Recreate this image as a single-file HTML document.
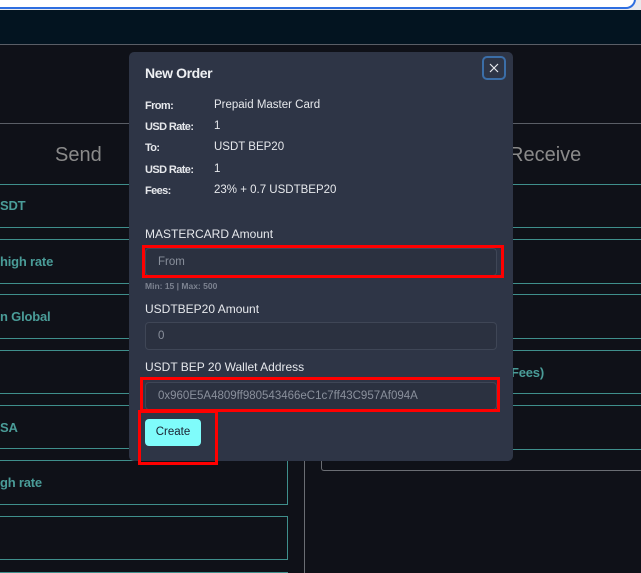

* * *

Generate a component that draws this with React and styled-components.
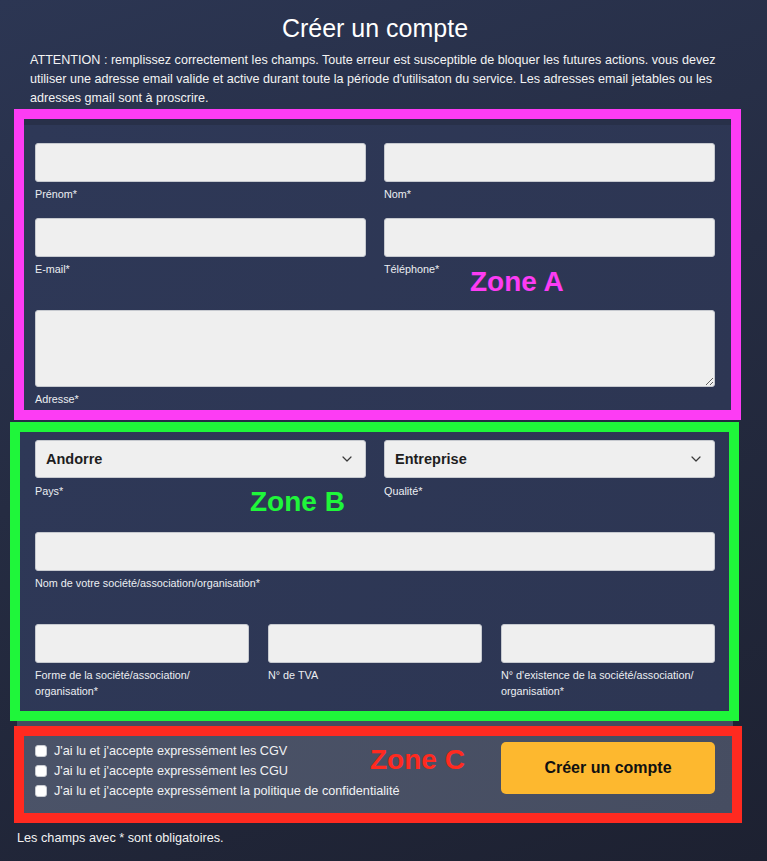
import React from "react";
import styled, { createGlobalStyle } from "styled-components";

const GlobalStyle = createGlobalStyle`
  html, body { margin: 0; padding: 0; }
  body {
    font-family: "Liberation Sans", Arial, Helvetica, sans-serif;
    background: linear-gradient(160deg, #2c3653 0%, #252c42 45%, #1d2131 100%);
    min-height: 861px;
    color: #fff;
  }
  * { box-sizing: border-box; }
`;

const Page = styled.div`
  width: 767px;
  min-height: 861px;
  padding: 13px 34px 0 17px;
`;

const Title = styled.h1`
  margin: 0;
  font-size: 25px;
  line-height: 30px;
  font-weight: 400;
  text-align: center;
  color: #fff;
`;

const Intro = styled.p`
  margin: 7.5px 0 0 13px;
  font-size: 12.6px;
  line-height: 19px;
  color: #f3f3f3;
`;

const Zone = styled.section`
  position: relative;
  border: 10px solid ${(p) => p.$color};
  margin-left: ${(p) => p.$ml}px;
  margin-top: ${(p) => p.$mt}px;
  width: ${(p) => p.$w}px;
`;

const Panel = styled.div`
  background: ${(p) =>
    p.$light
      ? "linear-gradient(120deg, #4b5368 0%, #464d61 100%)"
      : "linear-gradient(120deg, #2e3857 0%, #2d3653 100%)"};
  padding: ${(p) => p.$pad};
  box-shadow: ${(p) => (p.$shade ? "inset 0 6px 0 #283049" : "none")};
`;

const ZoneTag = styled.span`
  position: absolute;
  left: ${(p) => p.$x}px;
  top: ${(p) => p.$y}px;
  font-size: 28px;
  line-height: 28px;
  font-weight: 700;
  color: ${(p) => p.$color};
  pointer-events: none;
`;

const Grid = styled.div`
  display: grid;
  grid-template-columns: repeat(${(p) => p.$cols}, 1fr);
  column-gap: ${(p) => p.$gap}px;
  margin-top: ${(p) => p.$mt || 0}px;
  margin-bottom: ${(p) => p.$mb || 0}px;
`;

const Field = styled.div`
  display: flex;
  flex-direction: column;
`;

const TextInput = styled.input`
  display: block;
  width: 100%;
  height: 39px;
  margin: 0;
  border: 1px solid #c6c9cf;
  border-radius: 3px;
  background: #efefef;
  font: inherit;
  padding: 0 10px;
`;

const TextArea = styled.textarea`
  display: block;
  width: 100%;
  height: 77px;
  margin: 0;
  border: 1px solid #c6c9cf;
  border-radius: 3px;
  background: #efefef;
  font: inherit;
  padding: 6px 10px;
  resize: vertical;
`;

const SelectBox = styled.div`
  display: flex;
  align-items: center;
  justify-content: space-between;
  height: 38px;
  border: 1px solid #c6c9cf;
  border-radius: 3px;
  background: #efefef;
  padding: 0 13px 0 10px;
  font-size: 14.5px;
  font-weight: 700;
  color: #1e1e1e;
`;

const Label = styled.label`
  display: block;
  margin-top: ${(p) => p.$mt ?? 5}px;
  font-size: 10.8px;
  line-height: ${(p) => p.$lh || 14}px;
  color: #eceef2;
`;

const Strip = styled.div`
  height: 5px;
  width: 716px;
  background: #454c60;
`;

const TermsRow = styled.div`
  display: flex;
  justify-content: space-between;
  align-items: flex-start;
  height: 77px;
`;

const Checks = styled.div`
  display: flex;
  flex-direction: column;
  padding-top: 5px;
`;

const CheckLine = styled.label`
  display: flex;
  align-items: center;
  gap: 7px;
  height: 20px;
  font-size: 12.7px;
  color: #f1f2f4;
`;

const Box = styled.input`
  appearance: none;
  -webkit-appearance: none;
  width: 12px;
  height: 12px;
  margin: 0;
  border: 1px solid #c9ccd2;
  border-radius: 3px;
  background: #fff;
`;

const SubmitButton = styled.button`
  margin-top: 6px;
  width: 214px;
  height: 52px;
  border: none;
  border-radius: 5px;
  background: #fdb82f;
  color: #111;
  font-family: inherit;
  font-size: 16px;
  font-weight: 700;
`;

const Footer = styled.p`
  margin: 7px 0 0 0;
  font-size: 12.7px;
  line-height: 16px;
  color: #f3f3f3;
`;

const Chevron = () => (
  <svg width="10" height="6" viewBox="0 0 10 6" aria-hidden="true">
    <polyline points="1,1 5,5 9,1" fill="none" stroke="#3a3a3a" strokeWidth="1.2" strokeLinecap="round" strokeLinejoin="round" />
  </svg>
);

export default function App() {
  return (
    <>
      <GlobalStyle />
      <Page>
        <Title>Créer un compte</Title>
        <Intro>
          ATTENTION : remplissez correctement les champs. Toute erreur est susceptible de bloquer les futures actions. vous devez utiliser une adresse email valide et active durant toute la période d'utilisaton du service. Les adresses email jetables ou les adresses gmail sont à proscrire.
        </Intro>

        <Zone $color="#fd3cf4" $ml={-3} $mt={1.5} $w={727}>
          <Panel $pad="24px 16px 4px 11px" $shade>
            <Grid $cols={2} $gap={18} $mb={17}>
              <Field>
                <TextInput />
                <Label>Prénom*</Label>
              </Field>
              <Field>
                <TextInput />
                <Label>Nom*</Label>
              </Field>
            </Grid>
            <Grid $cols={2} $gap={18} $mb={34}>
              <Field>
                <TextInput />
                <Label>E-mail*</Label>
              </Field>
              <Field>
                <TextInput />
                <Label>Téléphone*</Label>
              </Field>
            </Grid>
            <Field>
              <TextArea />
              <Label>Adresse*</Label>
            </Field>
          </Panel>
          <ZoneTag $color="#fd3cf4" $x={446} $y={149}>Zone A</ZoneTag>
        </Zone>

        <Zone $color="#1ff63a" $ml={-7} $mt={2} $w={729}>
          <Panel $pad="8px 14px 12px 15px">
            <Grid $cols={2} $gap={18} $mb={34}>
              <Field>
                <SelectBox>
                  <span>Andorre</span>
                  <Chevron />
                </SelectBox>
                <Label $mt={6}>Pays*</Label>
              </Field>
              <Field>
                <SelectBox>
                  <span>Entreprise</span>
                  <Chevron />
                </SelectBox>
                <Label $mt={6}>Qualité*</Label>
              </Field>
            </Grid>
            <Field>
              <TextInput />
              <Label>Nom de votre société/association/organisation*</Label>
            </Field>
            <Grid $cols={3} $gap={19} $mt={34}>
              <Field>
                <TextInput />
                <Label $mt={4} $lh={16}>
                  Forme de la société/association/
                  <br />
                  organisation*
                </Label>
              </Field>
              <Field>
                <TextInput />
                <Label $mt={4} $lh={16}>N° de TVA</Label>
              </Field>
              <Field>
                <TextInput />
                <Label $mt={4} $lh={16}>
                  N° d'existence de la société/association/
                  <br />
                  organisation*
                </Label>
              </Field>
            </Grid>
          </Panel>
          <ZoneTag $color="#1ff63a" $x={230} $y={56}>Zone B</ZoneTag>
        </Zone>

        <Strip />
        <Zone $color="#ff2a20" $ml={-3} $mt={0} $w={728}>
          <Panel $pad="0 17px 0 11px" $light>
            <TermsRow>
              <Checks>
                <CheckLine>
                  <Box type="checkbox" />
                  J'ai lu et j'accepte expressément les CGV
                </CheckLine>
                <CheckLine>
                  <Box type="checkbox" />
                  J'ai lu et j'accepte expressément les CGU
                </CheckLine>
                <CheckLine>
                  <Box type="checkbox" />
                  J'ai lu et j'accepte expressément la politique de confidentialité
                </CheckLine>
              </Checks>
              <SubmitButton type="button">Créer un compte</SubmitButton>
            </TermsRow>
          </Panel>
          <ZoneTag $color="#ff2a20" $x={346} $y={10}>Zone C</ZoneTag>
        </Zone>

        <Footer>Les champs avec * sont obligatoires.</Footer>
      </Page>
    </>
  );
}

STATED PROBLEM: Count how many lines of the listing above include "this" and report that number alone.

EXERCISE OUTPUT: 2